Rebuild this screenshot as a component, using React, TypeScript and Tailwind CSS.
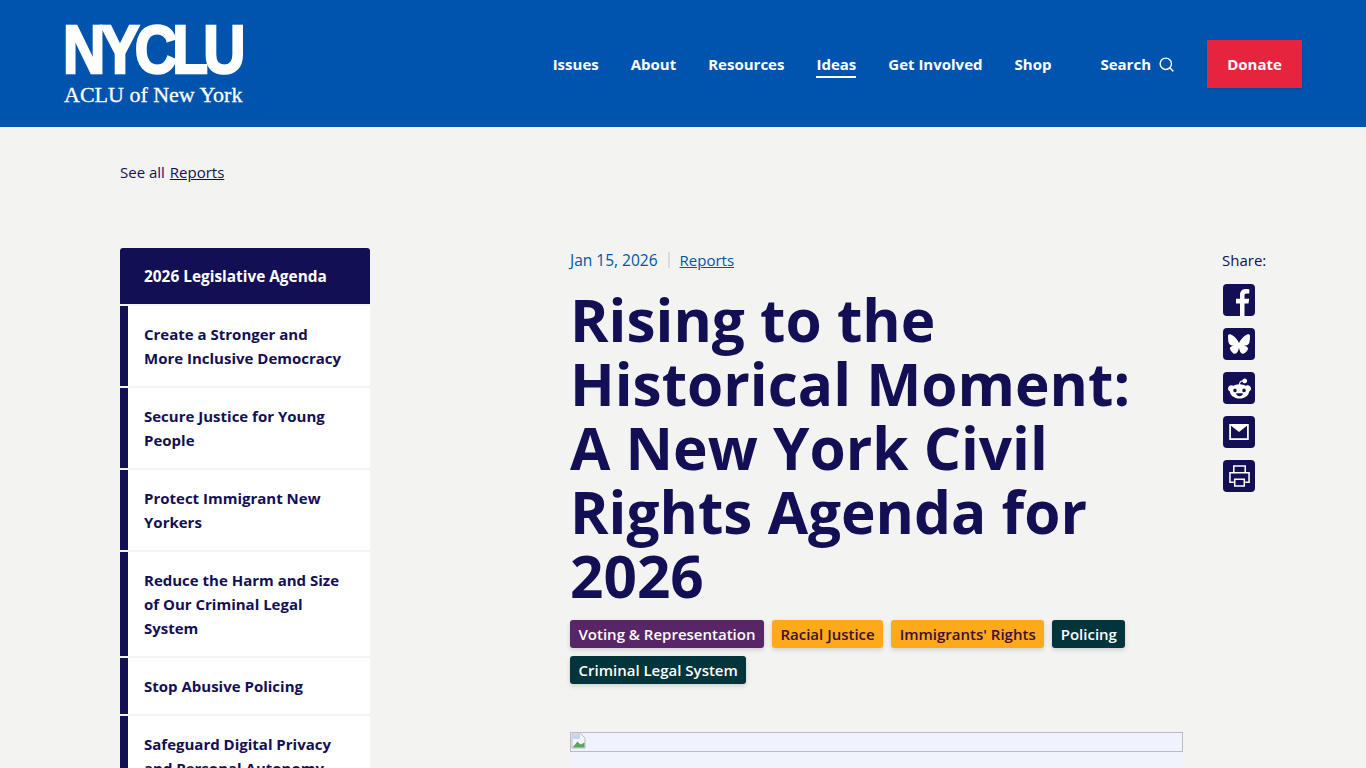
import { Search } from 'lucide-react'
import { FaBluesky, FaRedditAlien } from 'react-icons/fa6'

const navItems = ['Issues', 'About', 'Resources', 'Ideas', 'Get Involved', 'Shop']

const sideItems = [
  ['Create a Stronger and', 'More Inclusive Democracy'],
  ['Secure Justice for Young', 'People'],
  ['Protect Immigrant New', 'Yorkers'],
  ['Reduce the Harm and Size', 'of Our Criminal Legal', 'System'],
  ['Stop Abusive Policing'],
  ['Safeguard Digital Privacy', 'and Personal Autonomy'],
]

const tags = [
  { label: 'Voting & Representation', cls: 'bg-[#582566] text-white' },
  { label: 'Racial Justice', cls: 'bg-[#fca91a] text-[#3d1030]' },
  { label: "Immigrants' Rights", cls: 'bg-[#fca91a] text-[#3d1030]' },
  { label: 'Policing', cls: 'bg-[#02343b] text-white' },
  { label: 'Criminal Legal System', cls: 'bg-[#02343b] text-white' },
]

function ShareTile({ children }: { children: React.ReactNode }) {
  return (
    <a className="flex h-8 w-8 items-center justify-center overflow-hidden rounded-[4px] bg-[#130f54] text-white">
      {children}
    </a>
  )
}

function Logo() {
  return (
    <a className="flex w-[180px] flex-col pt-[6px]">
      <span className="-ml-[1px] h-[52px] origin-top-left scale-x-[0.86] font-['Liberation_Sans'] text-[68px] leading-[52px] font-bold tracking-[-5.5px] whitespace-nowrap text-white [-webkit-text-stroke:2.5px_white]">
        NYCLU
      </span>
      <span className="mt-[5px] font-['Liberation_Serif'] text-[22px] leading-[30px] whitespace-nowrap text-white [-webkit-text-stroke:0.3px_white]">
        ACLU of New York
      </span>
    </a>
  )
}

export default function App() {
  return (
    <div className="h-screen overflow-hidden bg-[#f3f3f1] font-['Open_Sans',sans-serif] text-[#130f54]">
      <header className="flex h-[127px] items-center justify-between bg-[#0054ad] px-[64px]">
        <Logo />
        <nav className="flex items-center">
          <ul className="flex items-center gap-[32px] text-[15px] font-bold text-white">
            {navItems.map((item) => (
              <li key={item}>
                <a className={item === 'Ideas' ? 'block border-b-2 border-white pt-[2px] leading-[24px]' : 'block border-b-2 border-transparent pt-[2px] leading-[24px]'}>
                  {item}
                </a>
              </li>
            ))}
          </ul>
          <a className="ml-[49px] flex items-center gap-[7px] pt-[2px] text-[15px] font-bold text-white">
            Search
            <Search size={17} strokeWidth={2} />
          </a>
          <a className="ml-[32px] flex h-[48px] w-[95px] items-center justify-center bg-[#e7243e] pt-[2px] text-[15px] font-bold text-white shadow-sm">
            Donate
          </a>
        </nav>
      </header>

      <main className="px-[120px]">
        <p className="pt-[33px] text-[15px] leading-[24px]">
          See all <a className="ml-[1px] underline">Reports</a>
        </p>

        <div className="mt-[64px] flex items-start">
          <aside className="w-[250px] shrink-0">
            <div className="flex h-[56px] items-center rounded-t-[3px] bg-[#130f54] pt-[1px] pl-[24px] text-[15.4px] font-bold text-white">
              2026 Legislative Agenda
            </div>
            <ul className="mt-[2px] flex flex-col gap-[2px]">
              {sideItems.map((lines) => (
                <li key={lines[0]} className="border-l-[8px] border-[#130f54] bg-white py-[16px] pl-[16px] text-[15px] leading-[24px] font-bold">
                  {lines.map((line) => (
                    <span key={line} className="block whitespace-nowrap">
                      {line}
                    </span>
                  ))}
                </li>
              ))}
            </ul>
          </aside>

          <article className="ml-[200px] w-[613px] shrink-0">
            <div className="flex items-center text-[15.5px] leading-[24px] text-[#0054ad]">
              <span>Jan 15, 2026</span>
              <span className="mx-[10px] h-[16px] w-[2px] bg-[#dcdcdc]" />
              <a className="text-[15px] underline">Reports</a>
            </div>
            <h1 className="mt-[15px] pr-[40px] text-[58.5px] leading-[64px] font-bold">
              Rising to the Historical Moment: A New York Civil Rights Agenda for 2026
            </h1>
            <div className="mt-[13px] flex flex-wrap gap-x-[8px] gap-y-[8px]">
              {tags.map((tag) => (
                <span key={tag.label} className={`h-[28px] rounded-[3px] px-[8.5px] text-[15px] leading-[28px] font-semibold whitespace-nowrap shadow-[0_2px_5px_rgba(0,0,0,0.15)] ${tag.cls}`}>
                  {tag.label}
                </span>
              ))}
            </div>
            <div className="mt-[48px] h-[60px] bg-[#f0f3fb]">
              <div className="h-[20px] border border-[#b9bcc6]">
                <svg width="16" height="16" viewBox="0 0 16 16">
                  <path d="M1 1h9l4 4v10H1z" fill="#f4f6fb" stroke="#b8bcc4" />
                  <path d="M1.500 14.500l5-6 3 3 4-2v5z" fill="#5aa75a" />
                  <path d="M2 2h7v4H2z" fill="#c4d4f0" />
                </svg>
              </div>
            </div>
          </article>

          <aside className="ml-[39px] flex flex-col">
            <span className="text-[15px] leading-[24px]">Share:</span>
            <div className="mt-[12px] ml-[1px] flex flex-col gap-[12px]">
              <ShareTile>
                <svg width="32" height="32" viewBox="0 0 32 32" fill="white">
                  <path d="M21.500 32V19.600h4l.7-4.800h-4.700v-3c0-1.400.5-2.300 2.400-2.300h2.400V5.300c-.5-.1-1.900-.2-3.500-.2-3.500 0-5.800 2.100-5.800 6v3.700h-4v4.800h4V32z" />
                </svg>
              </ShareTile>
              <ShareTile>
                <FaBluesky size={22} />
              </ShareTile>
              <ShareTile>
                <FaRedditAlien size={23} />
              </ShareTile>
              <ShareTile>
                <svg width="20" height="16" viewBox="0 0 22 18">
                  <rect x="1" y="1" width="20" height="16" fill="none" stroke="white" strokeWidth="2" />
                  <path d="M1 1h20L11 9z" fill="white" />
                </svg>
              </ShareTile>
              <ShareTile>
                <svg width="21" height="22" viewBox="0 0 22 23" fill="none" stroke="white" strokeWidth="1.6">
                  <path d="M5 8V1h12v7" />
                  <path d="M5 18H1V8h20v10h-4" />
                  <path d="M6 15h10v7H6z" />
                </svg>
              </ShareTile>
            </div>
          </aside>
        </div>
      </main>
    </div>
  )
}
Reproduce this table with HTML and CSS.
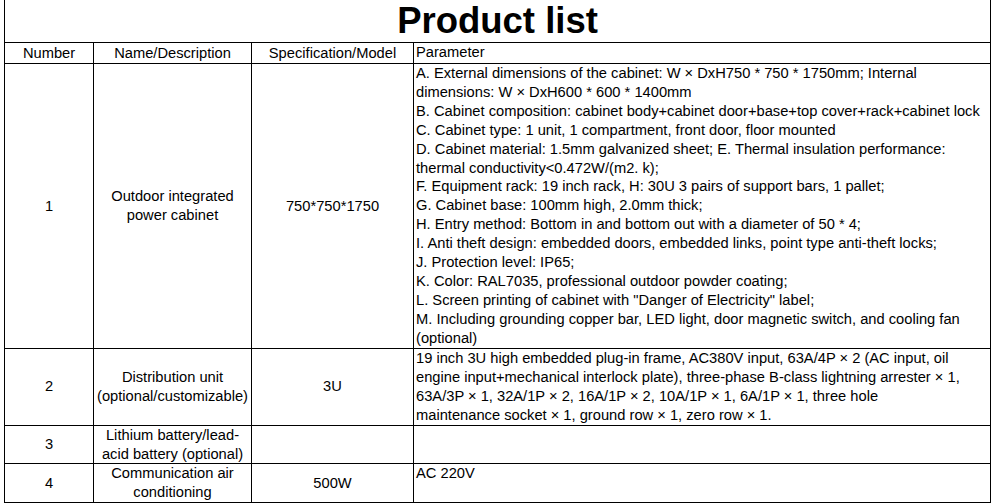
FILE: index.html
```html
<!DOCTYPE html>
<html>
<head>
<meta charset="utf-8">
<link rel="stylesheet" href="styles.css">
</head>
<body>
<table class="sheet">
  <colgroup>
    <col class="c-num">
    <col class="c-name">
    <col class="c-spec">
    <col class="c-param">
  </colgroup>
  <tr class="r-title"><td colspan="4" class="title">Product list</td></tr>
  <tr class="r-head">
    <td class="ctr">Number</td>
    <td class="ctr">Name/Description</td>
    <td class="ctr">Specification/Model</td>
    <td class="param">Parameter</td>
  </tr>
  <tr class="r-1">
    <td class="ctr">1</td>
    <td class="ctr">Outdoor integrated<br>power cabinet</td>
    <td class="ctr">750*750*1750</td>
    <td class="param">A. External dimensions of the cabinet: W × DxH750 * 750 * 1750mm; Internal<br>dimensions: W × DxH600 * 600 * 1400mm<br>B. Cabinet composition: cabinet body+cabinet door+base+top cover+rack+cabinet lock<br>C. Cabinet type: 1 unit, 1 compartment, front door, floor mounted<br>D. Cabinet material: 1.5mm galvanized sheet; E. Thermal insulation performance:<br>thermal conductivity&lt;0.472W/(m2. k);<br>F. Equipment rack: 19 inch rack, H: 30U 3 pairs of support bars, 1 pallet;<br>G. Cabinet base: 100mm high, 2.0mm thick;<br>H. Entry method: Bottom in and bottom out with a diameter of 50 * 4;<br>I. Anti theft design: embedded doors, embedded links, point type anti-theft locks;<br>J. Protection level: IP65;<br>K. Color: RAL7035, professional outdoor powder coating;<br>L. Screen printing of cabinet with "Danger of Electricity" label;<br>M. Including grounding copper bar, LED light, door magnetic switch, and cooling fan<br>(optional)</td>
  </tr>
  <tr class="r-2">
    <td class="ctr">2</td>
    <td class="ctr">Distribution unit<br>(optional/customizable)</td>
    <td class="ctr">3U</td>
    <td class="param">19 inch 3U high embedded plug-in frame, AC380V input, 63A/4P × 2 (AC input, oil<br>engine input+mechanical interlock plate), three-phase B-class lightning arrester × 1,<br>63A/3P × 1, 32A/1P × 2, 16A/1P × 2, 10A/1P × 1, 6A/1P × 1, three hole<br>maintenance socket × 1, ground row × 1, zero row × 1.</td>
  </tr>
  <tr class="r-3">
    <td class="ctr">3</td>
    <td class="ctr">Lithium battery/lead-<br>acid battery (optional)</td>
    <td class="ctr"></td>
    <td class="param"></td>
  </tr>
  <tr class="r-4">
    <td class="ctr">4</td>
    <td class="ctr">Communication air<br>conditioning</td>
    <td class="ctr">500W</td>
    <td class="param">AC 220V</td>
  </tr>
</table>
</body>
</html>
```

FILE: styles.css
```css
html, body {
  margin: 0;
  padding: 0;
  background: #ffffff;
}
body {
  font-family: "Liberation Sans", Arial, sans-serif;
  font-size: 14.7px;
  color: #000000;
}
.sheet {
  margin-left: 4px;
  border-collapse: collapse;
  table-layout: fixed;
  width: 987px;
}
.c-num { width: 89px; }
.c-name { width: 158px; }
.c-spec { width: 162px; }
.c-param { width: 577px; }
.sheet td {
  border: 1px solid #000000;
  padding: 0 2px;
  line-height: 18.9px;
  white-space: nowrap;
  overflow: hidden;
}
.sheet td.title {
  border-top: none;
  text-align: center;
  font-weight: bold;
  font-size: 36.5px;
  line-height: 42px;
  height: 42px;
  padding: 0;
}
.ctr {
  text-align: center;
  vertical-align: middle;
}
.param {
  text-align: left;
  vertical-align: top;
}
.r-head td { height: 20px; }
.r-1 td { height: 284px; }
.r-2 td { height: 75px; }
.r-3 td { height: 37px; }
.r-4 td { height: 37px; }
```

— WRITTEN EXERCISE —
All lines from the start of the entries through the one with "const navItems = ['Issues', 'About', 'Resources', 'Ideas', 'Get" are to be output exactly; omit the pictures.

— PROBLEM SOLUTION —
Rebuild this screenshot as a component, using React, TypeScript and Tailwind CSS.
import { Search } from 'lucide-react'
import { FaBluesky, FaRedditAlien } from 'react-icons/fa6'

const navItems = ['Issues', 'About', 'Resources', 'Ideas', 'Get Involved', 'Shop']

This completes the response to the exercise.